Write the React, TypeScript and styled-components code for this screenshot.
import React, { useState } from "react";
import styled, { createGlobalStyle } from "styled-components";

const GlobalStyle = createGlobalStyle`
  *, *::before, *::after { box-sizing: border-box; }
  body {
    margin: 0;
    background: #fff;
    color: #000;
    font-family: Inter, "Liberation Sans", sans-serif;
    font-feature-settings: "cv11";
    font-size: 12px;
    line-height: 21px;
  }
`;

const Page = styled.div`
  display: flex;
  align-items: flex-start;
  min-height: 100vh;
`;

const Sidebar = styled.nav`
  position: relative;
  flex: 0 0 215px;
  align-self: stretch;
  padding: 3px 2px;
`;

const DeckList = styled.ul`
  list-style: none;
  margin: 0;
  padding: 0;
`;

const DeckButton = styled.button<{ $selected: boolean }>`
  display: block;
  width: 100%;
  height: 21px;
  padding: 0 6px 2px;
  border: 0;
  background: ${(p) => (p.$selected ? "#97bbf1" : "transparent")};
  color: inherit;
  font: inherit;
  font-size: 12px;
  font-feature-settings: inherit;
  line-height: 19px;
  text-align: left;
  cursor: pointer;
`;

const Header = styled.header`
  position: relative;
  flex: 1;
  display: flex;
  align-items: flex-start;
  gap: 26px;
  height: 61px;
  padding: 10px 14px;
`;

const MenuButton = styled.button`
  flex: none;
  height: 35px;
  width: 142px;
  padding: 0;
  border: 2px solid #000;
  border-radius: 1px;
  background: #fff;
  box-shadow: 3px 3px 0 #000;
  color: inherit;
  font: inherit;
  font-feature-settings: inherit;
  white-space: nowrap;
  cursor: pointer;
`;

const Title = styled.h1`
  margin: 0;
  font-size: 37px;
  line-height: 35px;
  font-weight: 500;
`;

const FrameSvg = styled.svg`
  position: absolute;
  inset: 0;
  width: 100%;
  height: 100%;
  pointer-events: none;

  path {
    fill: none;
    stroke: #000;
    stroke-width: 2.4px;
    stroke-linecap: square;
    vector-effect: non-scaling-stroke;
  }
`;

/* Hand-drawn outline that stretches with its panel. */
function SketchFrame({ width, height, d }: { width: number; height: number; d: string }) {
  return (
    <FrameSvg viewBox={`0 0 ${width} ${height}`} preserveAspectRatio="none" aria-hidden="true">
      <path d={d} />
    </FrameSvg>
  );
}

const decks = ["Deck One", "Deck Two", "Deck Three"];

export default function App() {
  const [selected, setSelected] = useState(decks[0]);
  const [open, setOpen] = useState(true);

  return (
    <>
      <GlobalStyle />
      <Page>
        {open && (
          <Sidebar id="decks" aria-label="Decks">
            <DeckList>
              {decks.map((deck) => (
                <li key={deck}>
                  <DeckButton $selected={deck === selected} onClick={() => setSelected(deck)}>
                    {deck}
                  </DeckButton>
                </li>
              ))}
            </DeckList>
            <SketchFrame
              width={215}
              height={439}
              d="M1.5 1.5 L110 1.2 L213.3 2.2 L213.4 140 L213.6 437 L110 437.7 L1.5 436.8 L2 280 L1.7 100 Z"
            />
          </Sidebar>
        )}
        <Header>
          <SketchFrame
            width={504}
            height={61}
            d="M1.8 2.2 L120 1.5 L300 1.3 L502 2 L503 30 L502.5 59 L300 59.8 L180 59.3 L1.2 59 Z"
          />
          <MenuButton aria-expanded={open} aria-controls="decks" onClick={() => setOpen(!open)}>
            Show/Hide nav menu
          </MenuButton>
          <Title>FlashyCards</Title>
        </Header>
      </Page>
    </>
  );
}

----------------------------------------

- [Problem to solve] Every line of the material must be returned exactly as it appears.

- [Answer to this task]
Write the React, TypeScript and styled-components code for this screenshot.
import React, { useState } from "react";
import styled, { createGlobalStyle } from "styled-components";

const GlobalStyle = createGlobalStyle`
  *, *::before, *::after { box-sizing: border-box; }
  body {
    margin: 0;
    background: #fff;
    color: #000;
    font-family: Inter, "Liberation Sans", sans-serif;
    font-feature-settings: "cv11";
    font-size: 12px;
    line-height: 21px;
  }
`;

const Page = styled.div`
  display: flex;
  align-items: flex-start;
  min-height: 100vh;
`;

const Sidebar = styled.nav`
  position: relative;
  flex: 0 0 215px;
  align-self: stretch;
  padding: 3px 2px;
`;

const DeckList = styled.ul`
  list-style: none;
  margin: 0;
  padding: 0;
`;

const DeckButton = styled.button<{ $selected: boolean }>`
  display: block;
  width: 100%;
  height: 21px;
  padding: 0 6px 2px;
  border: 0;
  background: ${(p) => (p.$selected ? "#97bbf1" : "transparent")};
  color: inherit;
  font: inherit;
  font-size: 12px;
  font-feature-settings: inherit;
  line-height: 19px;
  text-align: left;
  cursor: pointer;
`;

const Header = styled.header`
  position: relative;
  flex: 1;
  display: flex;
  align-items: flex-start;
  gap: 26px;
  height: 61px;
  padding: 10px 14px;
`;

const MenuButton = styled.button`
  flex: none;
  height: 35px;
  width: 142px;
  padding: 0;
  border: 2px solid #000;
  border-radius: 1px;
  background: #fff;
  box-shadow: 3px 3px 0 #000;
  color: inherit;
  font: inherit;
  font-feature-settings: inherit;
  white-space: nowrap;
  cursor: pointer;
`;

const Title = styled.h1`
  margin: 0;
  font-size: 37px;
  line-height: 35px;
  font-weight: 500;
`;

const FrameSvg = styled.svg`
  position: absolute;
  inset: 0;
  width: 100%;
  height: 100%;
  pointer-events: none;

  path {
    fill: none;
    stroke: #000;
    stroke-width: 2.4px;
    stroke-linecap: square;
    vector-effect: non-scaling-stroke;
  }
`;

/* Hand-drawn outline that stretches with its panel. */
function SketchFrame({ width, height, d }: { width: number; height: number; d: string }) {
  return (
    <FrameSvg viewBox={`0 0 ${width} ${height}`} preserveAspectRatio="none" aria-hidden="true">
      <path d={d} />
    </FrameSvg>
  );
}

const decks = ["Deck One", "Deck Two", "Deck Three"];

export default function App() {
  const [selected, setSelected] = useState(decks[0]);
  const [open, setOpen] = useState(true);

  return (
    <>
      <GlobalStyle />
      <Page>
        {open && (
          <Sidebar id="decks" aria-label="Decks">
            <DeckList>
              {decks.map((deck) => (
                <li key={deck}>
                  <DeckButton $selected={deck === selected} onClick={() => setSelected(deck)}>
                    {deck}
                  </DeckButton>
                </li>
              ))}
            </DeckList>
            <SketchFrame
              width={215}
              height={439}
              d="M1.5 1.5 L110 1.2 L213.3 2.2 L213.4 140 L213.6 437 L110 437.7 L1.5 436.8 L2 280 L1.7 100 Z"
            />
          </Sidebar>
        )}
        <Header>
          <SketchFrame
            width={504}
            height={61}
            d="M1.8 2.2 L120 1.5 L300 1.3 L502 2 L503 30 L502.5 59 L300 59.8 L180 59.3 L1.2 59 Z"
          />
          <MenuButton aria-expanded={open} aria-controls="decks" onClick={() => setOpen(!open)}>
            Show/Hide nav menu
          </MenuButton>
          <Title>FlashyCards</Title>
        </Header>
      </Page>
    </>
  );
}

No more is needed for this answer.